• BusinessDay is reporting that the FG’s anti-corruption war is scoring a major success as some people with questionable wealth hidden in banks have deliberately ignored linking their Bank Verification Numbers (BVNs) to their accounts, for fear of the EFCC tracing stolen monies to their accounts. Another fear, according to the paper, is the increasing surveillance on taxable corporates/individuals by the FIRS, which has raised its ante on closing the widening margin of the untaxed. Most banks are reportedly comfortable with the development because most of these idle monies were fixed over the years with accrued interests running in millions payable with standing instructions to the customers’ accounts provided.
  • Over 300,000 barrels of crude oil and substantial volume of gas for domestic use have been shut–in as Shell has declared force majeure on Forcados crude lifting effective 1500 hrs February 21 2016, following last Sunday’s sabotage on the Forcados Terminal sub-sea crude export pipeline. The incident has also affected gas supply to major power plants in Nigeria.

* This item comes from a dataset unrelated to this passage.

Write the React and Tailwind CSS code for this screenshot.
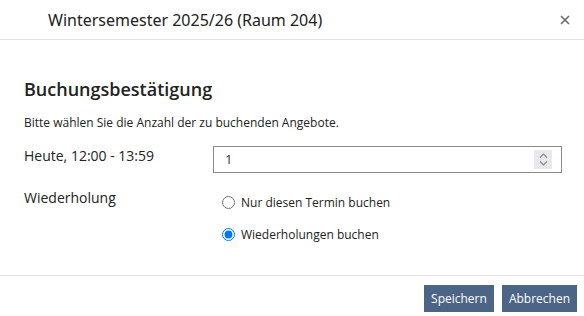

  • The naira firmed sharply to N375 on the parallel market on Monday after importers started to reduce demand for dollars following the President’s defiance over devaluing the currency, hit hard by the fall in global oil prices, one trader said. The naira firmed 4 percent from Friday’s close of N390 to the dollar, while the official interbank rate remained at N199.50 to the dollar at the close of trading on Monday. Speaking to the Reuters news agency, Aminu Gwadabe, the head of Nigeria’s bureaux de change association, said that retail currency operators were working to introduce a single quote across the parallel market and maintain a bid-ask spread of 3.5 percent for trades.